F1 Score: 0.3975587794617645
Accuracy Score: 0.3875
Precision Score: 0.5754140866873065
Recall Score: 0.3875


array([[[36,  7],
        [25, 12]],

       [[50,  3],
        [20,  7]],

       [[25, 39],
        [ 4, 12]]])

After these measures we also want to have a look at the intercoder reliability of the human coders. For this we again take 10 speeches which are coded by both authors to determine the reliabilty of the results. We also save these results for future analysis.

In [74]:
test_data=create_sentiment_dataset(pre_data_speeches, 10)

In [76]:
test_sentiment=sentiment_gold_dictionary_speeches(test_data,'Stjepan_inter')

'Sentiment Gold Standard'

IntProgress(value=9, max=10)

Thanks Stjepan_inter you finished all the work!


In [77]:
test_sentiment=sentiment_gold_dictionary_speeches(test_data,'Jakob_inter')

'Sentiment Gold Standard'

IntProgress(value=9, max=10)

Thanks Jakob_inter you finished all the work!


In [78]:
test_sentiment1=pd.read_csv('../data/processed/sentiment_gold_standard_speeches_Stjepan_inter.csv')
test_sentiment2=pd.read_csv('../data/processed/sentiment_gold_standard_speeches_Jakob_inter.csv')

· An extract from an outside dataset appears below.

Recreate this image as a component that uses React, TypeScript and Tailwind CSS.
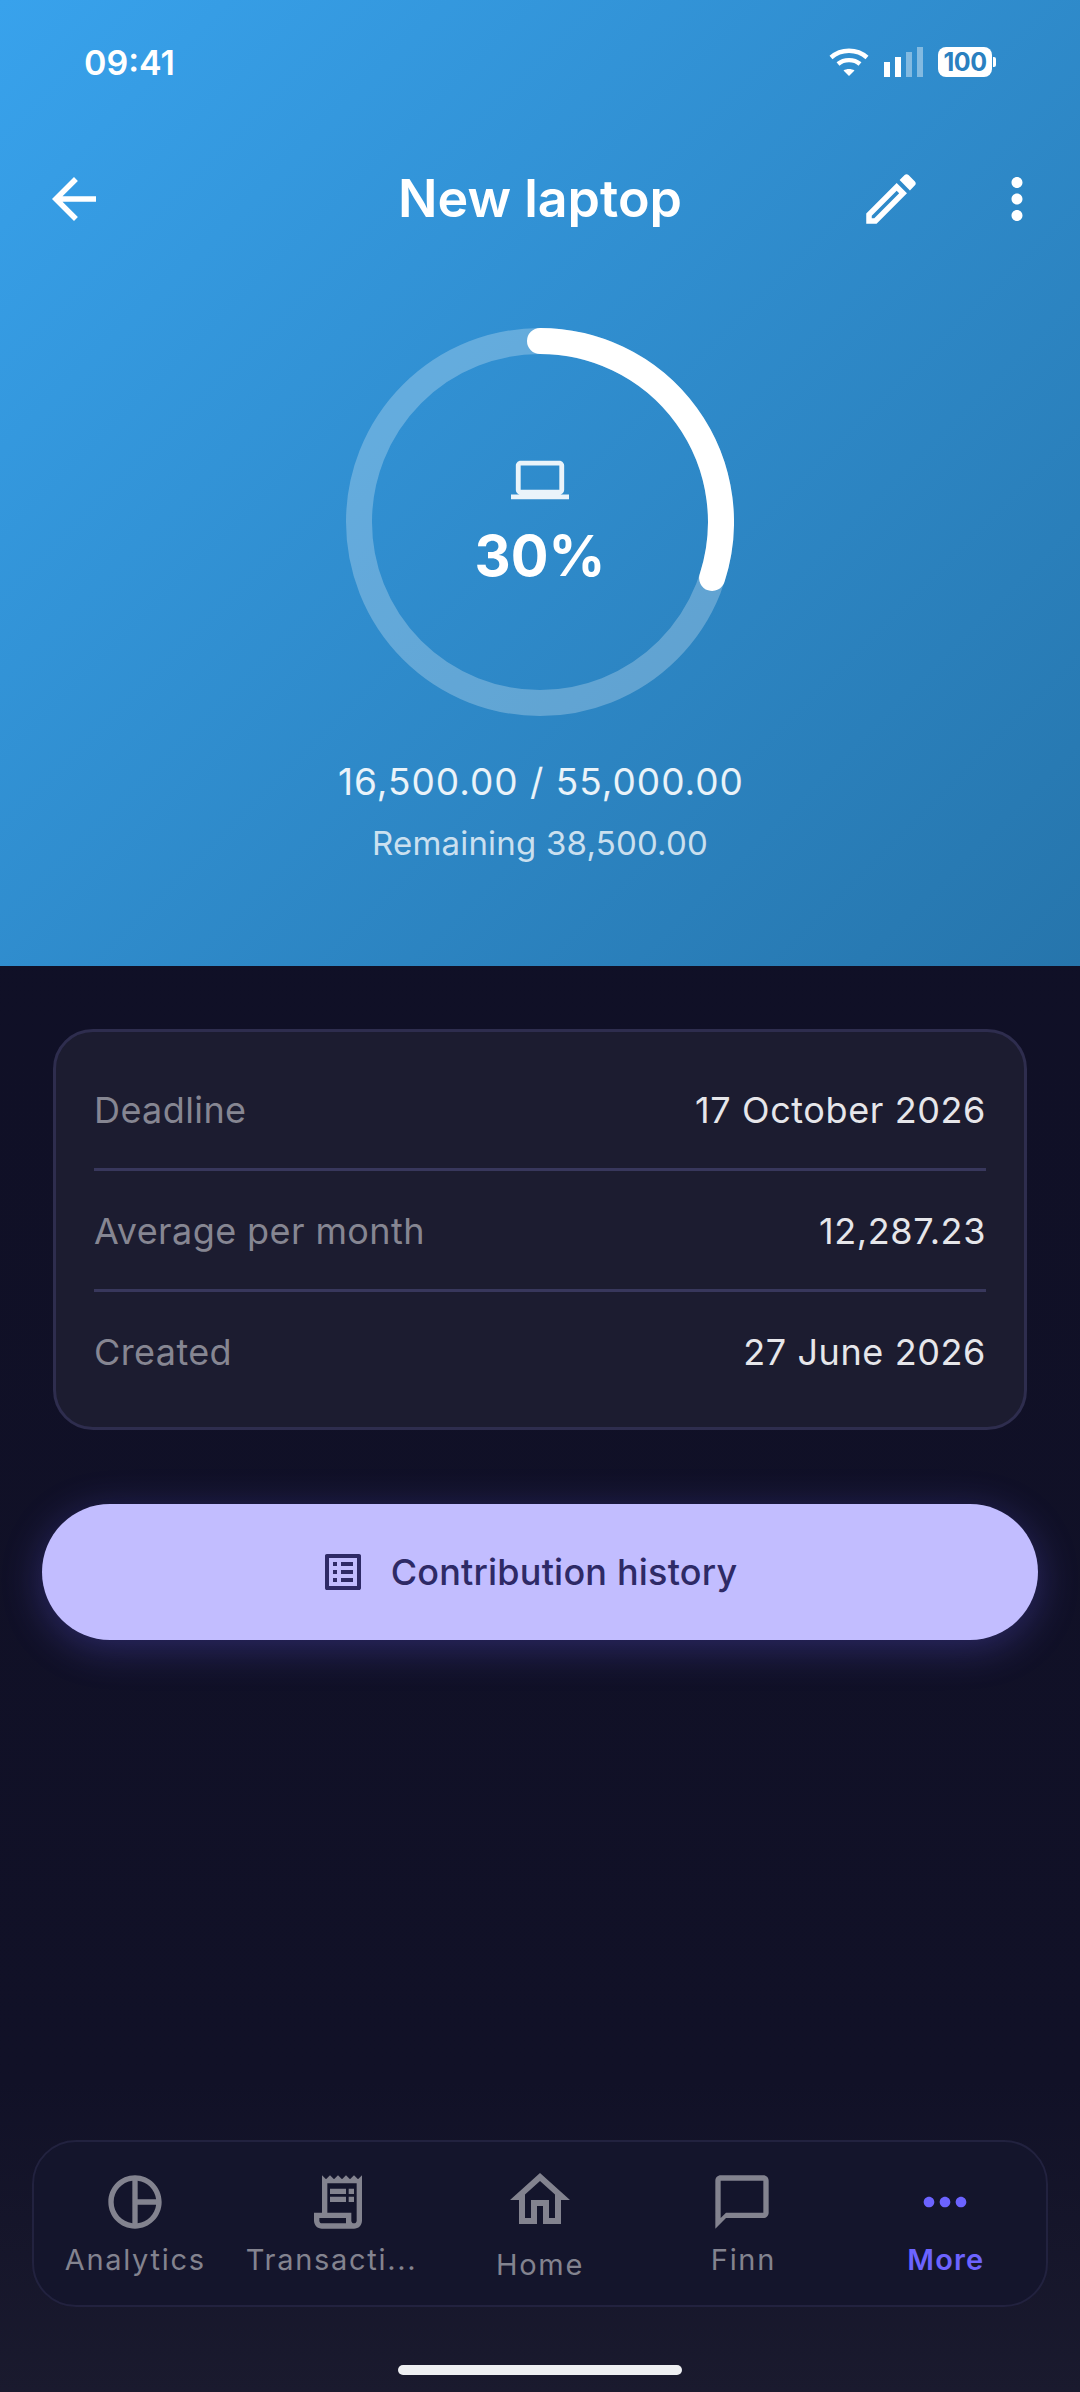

In the end we again compute Cohen's Kappa with help of the sklearn library. We get a value of 53% which is around 15% worse than for the tweets. Again this doesn't seem surprising as these speeches are more complex in their structure and can address multiple issues or issues from different perspectives. With regards to that the Kappa score seems resonable but again there is definitely room for improvement. 

In [79]:
#### kappa
kappa= cohen_kappa_score(test_sentiment1['choosen_sentiment'],test_sentiment2['choosen_sentiment'])

In [80]:
print(kappa)

0.53125


In conclusion, we can say that our revalidation showed that the dictionary used to answer our research questions in regard to the sentiment analysis has performed good for a dictionary. As already suggested in (cite) dictionaries seem to struggle to give brilliant results in automated media content analysis due to their limited capacities and harsh assumptions. Nevertheless, for our research they offered a nice approach to gain first insights into the corpus and make reproducable analysis. As mentioned before, in a next step one should definitely view dictionaries as a first approach and try out different technics as machine learning and semi-supervised approaches next.